Les gens savent bien que je suis amoureux ; seulement il ne savent pas de qui…
Cela s’applique bien à celui qui aime seulement la volupté, c’est-à-dire celui qui aime le support de la volupté, la femme, mais reste inconscient dans le sens spirituel de ce dont il est réellement question. Si il le savait, il connaîtrait par la vertu de ce dont il a joui, et qui (réellement) jouit de la volupté ; ensuite il serait (spirituellement) parfait ».

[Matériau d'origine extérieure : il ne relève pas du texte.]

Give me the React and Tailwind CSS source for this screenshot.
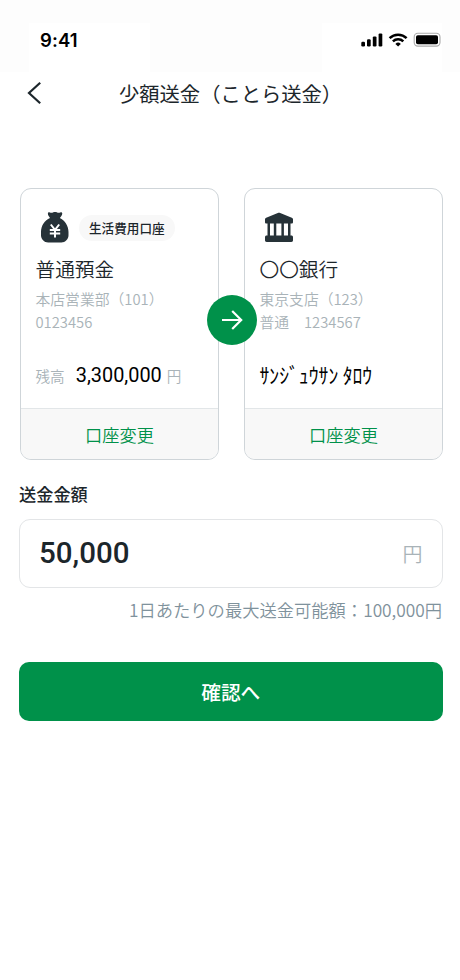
import React, { useState } from 'react';

function StatusBar() {
  return (
    <div className="flex h-[72px] bg-[#fdfdfd] pt-[23px]">
      <div className="ml-[29px] h-[52px] w-[121px] bg-white pl-[11px] pt-[3px] font-['Inter',sans-serif] text-[18.5px] font-semibold leading-[28px] tracking-[0.1px] text-black">9:41</div>
      <div className="ml-auto mr-[18px] flex h-[52px] w-[120px] justify-end bg-white pt-[9px]">
        <svg width="82" height="17" viewBox="0 0 82 17" fill="none">
          <g fill="#000">
            <rect x="1.3" y="9.8" width="3.7" height="4.6" rx="1.2" />
            <rect x="7" y="7.2" width="3.7" height="7.2" rx="1.2" />
            <rect x="12.8" y="4.4" width="3.7" height="10" rx="1.2" />
            <rect x="18.6" y="1.4" width="3.7" height="13" rx="1.2" />
          </g>
          <g stroke="#000" strokeWidth="2.5">
            <path d="M29.6 6.1a12.2 12.2 0 0 1 17 0" />
            <path d="M32.9 9.4a7.4 7.4 0 0 1 10.4 0" />
          </g>
          <path d="M35.4 11.9a3.9 3.9 0 0 1 5.4 0l-2.7 2.7z" fill="#000" />
          <rect x="54.2" y="1.3" width="25.8" height="12.8" rx="3.6" stroke="#aaa" strokeWidth="1.1" />
          <rect x="56" y="3.2" width="22" height="9" rx="1.8" fill="#000" />
        </svg>
      </div>
    </div>
  );
}

function MoneyBagIcon() {
  return (
    <svg width="30" height="32" viewBox="0 0 30 32" fill="none">
      <path
        d="M7.9 1.7c0-1.2.8-1.6 1.9-1.3 1 .3 2.1.5 3.1.1 1.4-.6 2.9-.6 4.3 0 1 .4 2.1.2 3.1-.1 1.2-.3 2.2.3 1.9 1.5-.4 1.8-1.500 2.800-2.400 4.100 4.900 2.100 8.700 8 8.700 13.900v3.300c0 4-3.200 7.200-7.200 7.200H8.200C4.200 30.400 1 27.200 1 23.200v-3.300C1 13.800 4.700 8.100 10 6 9.300 4.700 7.900 3.500 7.900 1.700z"
        fill="#263238"
      />
      <path d="M10.8 12.5l4.200 5.3 4.200-5.300M15 17.800v7.600M9.800 18h10.400M9.800 21.600h10.400" stroke="#fff" strokeWidth="2" />
    </svg>
  );
}

function BankIcon() {
  return (
    <svg width="30" height="32" viewBox="0 0 30 32" fill="#263238">
      <path d="M1 7.600c0-.8.4-1.500 1.200-1.800L13.800.9c.8-.3 1.600-.3 2.400 0l11.600 4.900c.8.3 1.200 1 1.200 1.800v2.600c0 .8-.6 1.400-1.400 1.400H2.400c-.8 0-1.400-.6-1.400-1.400z" />
      <path d="M3.500 11h2.500v13H3.500zM9.800 11h2.500v13H9.800zM17.400 11h2.500v13h-2.500zM24 11h2.500v13H24z" />
      <path d="M2.600 23.500h24.800c.9 0 1.600.7 1.600 1.600v3.200c0 .9-.7 1.600-1.600 1.600H2.600c-.9 0-1.600-.7-1.600-1.600v-3.200c0-.9.7-1.600 1.600-1.600z" />
    </svg>
  );
}

function AccountCard({ icon, tag, name, branch, number, children }) {
  return (
    <div className="flex h-[272px] w-[199px] shrink-0 flex-col overflow-hidden rounded-[11px] border border-[#cfd5d9] bg-white">
      <div className="flex-1 pl-[14.5px]">
        <div className="flex h-[66px] items-center pl-[4.5px] pt-[11px]">
          {icon}
          {tag && <span className="ml-[9px] h-[26px] rounded-full bg-[#f8f8f8] px-[10px] text-[12.6px] font-medium leading-[26px]">{tag}</span>}
        </div>
        <div className="text-[19.7px] font-[350] leading-[28px]">{name}</div>
        <div className="mt-[4px] whitespace-pre text-[14.8px] font-[350] leading-[23px] text-[#a9b3b8]">
          <div>{branch}</div>
          <div>{number}</div>
        </div>
        <div className="mt-[27px] flex h-[32px] items-center">{children}</div>
      </div>
      <button type="button" className="h-[51px] border-t border-[#e2e6e8] bg-[#f8f8f8] pt-px text-[17.2px] font-[350] text-[#00914a]">口座変更</button>
    </div>
  );
}

export default function App() {
  const [amount, setAmount] = useState('50,000');

  return (
    <div lang="ja" className="flex h-[980px] w-[460px] flex-col bg-white font-['Noto_Sans_CJK_JP',sans-serif] text-[#1c262b]">
      <StatusBar />

      <header className="flex h-[42px] items-center pl-[27px]">
        <svg width="15" height="24" viewBox="0 0 15 24" fill="none" stroke="#1c262b" strokeWidth="2.2">
          <path d="M13.2 1.7L2 12l11.200 10.300" />
        </svg>
        <h1 className="ml-[77px] whitespace-nowrap text-[20.3px] font-normal leading-[30px]">少額送金（ことら送金）</h1>
      </header>

      <main className="pl-[19px] pr-[17px] pt-[74px]">
        <div className="relative flex gap-[25px] pl-px">
          <AccountCard icon={<MoneyBagIcon />} tag="生活費用口座" name="普通預金" branch="本店営業部（101）" number="0123456">
            <span className="text-[14.6px] font-[350] text-[#a9b3b8]">残高</span>
            <span className="ml-[11px] font-['Roboto',sans-serif] text-[19.9px] text-black">3,300,000</span>
            <span className="ml-[5px] text-[14.6px] font-[350] text-[#a9b3b8]">円</span>
          </AccountCard>
          <AccountCard icon={<BankIcon />} name="〇〇銀行" branch="東京支店（123）" number="普通　1234567">
            <span className="-mt-[3px] inline-block scale-y-[1.06] text-[19.7px] text-black">ｻﾝｼﾞｭｳｻﾝ ﾀﾛｳ</span>
          </AccountCard>
          <div className="absolute left-[187.5px] top-[106.500px] flex size-[50px] items-center justify-center rounded-full bg-[#00914a]">
            <svg width="22" height="22" viewBox="0 0 22 22" fill="none" stroke="#fff" strokeWidth="2.2">
              <path d="M1 11h19M11.2 2l9 9-9 9" />
            </svg>
          </div>
        </div>

        <div className="mt-[21px] text-[17.2px] font-medium leading-[26px]">送金金額</div>
        <div className="mt-[12px] flex h-[69px] w-[423.5px] items-center rounded-[11px] border border-[#e3e5e7] px-[19px]">
          <input
            value={amount}
            onChange={(e) => setAmount(e.target.value)}
            className="-mt-px w-[300px] font-['Roboto',sans-serif] text-[29.5px] font-medium outline-none"
          />
          <span className="ml-auto text-[20px] font-[350] text-[#a9b3b8]">円</span>
        </div>
        <div className="mt-[9px] w-[423px] whitespace-nowrap text-right text-[17.3px] font-[350] leading-[26px] text-[#7f929c]">1日あたりの最大送金可能額：100,000円</div>
        <button type="button" className="mt-[39px] h-[59px] w-[423.5px] rounded-[10px] bg-[#00914a] text-[19.7px] font-medium text-white">確認へ</button>
      </main>
    </div>
  );
}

Aussi révolutionnaire que cela puisse l’être, Ibn Arabî écrit toujours d’un point de vue essentiellement masculin, point de vue qui imprègne tout le Coran et les Hadiths. Les femmes sont vues en elles-mêmes comme des individualités avec des âmes, mais aussi en tant que propriété virtuelle des hommes. Le « Principe Féminin » est de façon notoire très difficile à localiser dans l’Islam. On trouve toutes sortes d’indices et d’échos de l’Anima, au niveau mystique et populaire et syncrétique, : le culte de Buraq [27], le culte de la Bien-aimée dans la poésie perse. La femme voilée et recluse devient le symbole de tout ce qui est ésotérique et caché. Mais, de manière ouverte, en termes contemporains – les femmes sont simplement opprimées. Des exemples de ce fait sont déjà bien connus et constituent une charge majeure contre l’Islam orthodoxe. Comment un mystique contemporain de la Qiyamat traiterait-il ce problème ?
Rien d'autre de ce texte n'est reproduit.